Все остальное для Будапешта тогда (да кое в чем и теперь) — понятия привходящие: и стандарт прогресса, и буржуазный порыв, и даже поклон Господу. Это, впрочем, не означало, что Венгрия не следовала передовому европейскому примеру, не торопилась за первой западной модой. Храмами индустриальной эпохи, как и по всей Европе, в Будапеште стали железнодорожные вокзалы. Самые просторные общественные здания того времени, они — циклопическими размерами светлых пассажирских залов, уходящими в бесконечность стрелами перронов, деловитыми свистками локомотивов — утверждали религию прагматизма, разума, рациональности. Кассовые окна стали алтарями вокзалов; их псалтырем стало расписание движения поездов; их святыми стали скульптурные аллегории отраслей знаний и наук в вестибюлях и на фронтонах; их служителями и кардиналами стали машинисты в промасленных фартуках и кондукторы в фуражках с красными околышами.

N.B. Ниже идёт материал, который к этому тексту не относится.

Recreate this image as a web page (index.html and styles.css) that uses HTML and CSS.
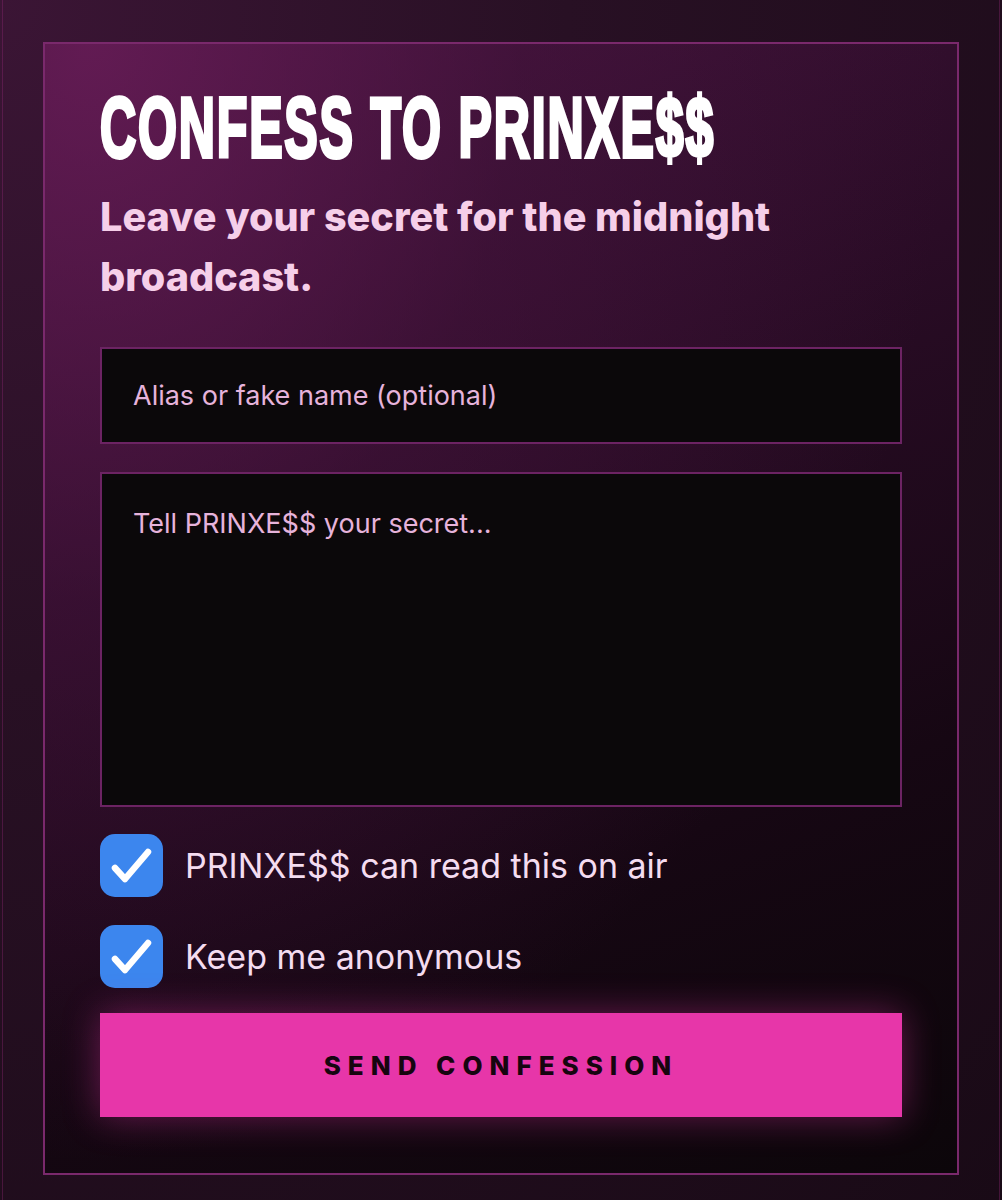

Искусствоведы утверждают, что для эстетики архитектурного модернизма строительство вокзальных зданий оказалось ключевой и едва ли не самой плодотворной творческой идеей. Масштаб проектов — и в Будапеште, и в Москве, и повсюду — легко приходил в соответствие с величием замысла: создать объекты, равные грандиозному вызову технической революции. Интересно, что полтора века спустя спираль истории завершила виток: вокзалы, как и в своем паровозном детстве, ныне превратились в многофункциональные комплексы. Под железнодорожными сводами кутюрье Жан-Поль Готье теперь с таким же щегольством показывает парижские коллекции, с каким тогда Иоганн Штраус веселил благородную публику венскими вальсами. Разница, пожалуй, в том, что сегодня вокзалы не хуже дворцов и замков приспособились служить постоянными выставочными пространствами. Музей современности в Берлине — это бывший Гамбургский вокзал; парижский М’О — это бывший д’Орсе, кстати, первый в мире электрифицированный вокзал; бывшая железнодорожная станция Роландсек на дальнем западе Германии, где когда-то встретил свою мучительную любовь Гийом Аполлинер, — это музей франко-немецкого художника и скульптора Ханса Арпа. Вторая, посмертная судьба вокзалов подтверждает: они были и остаются парадными, пышными, во всех отношениях имперскими зданиями.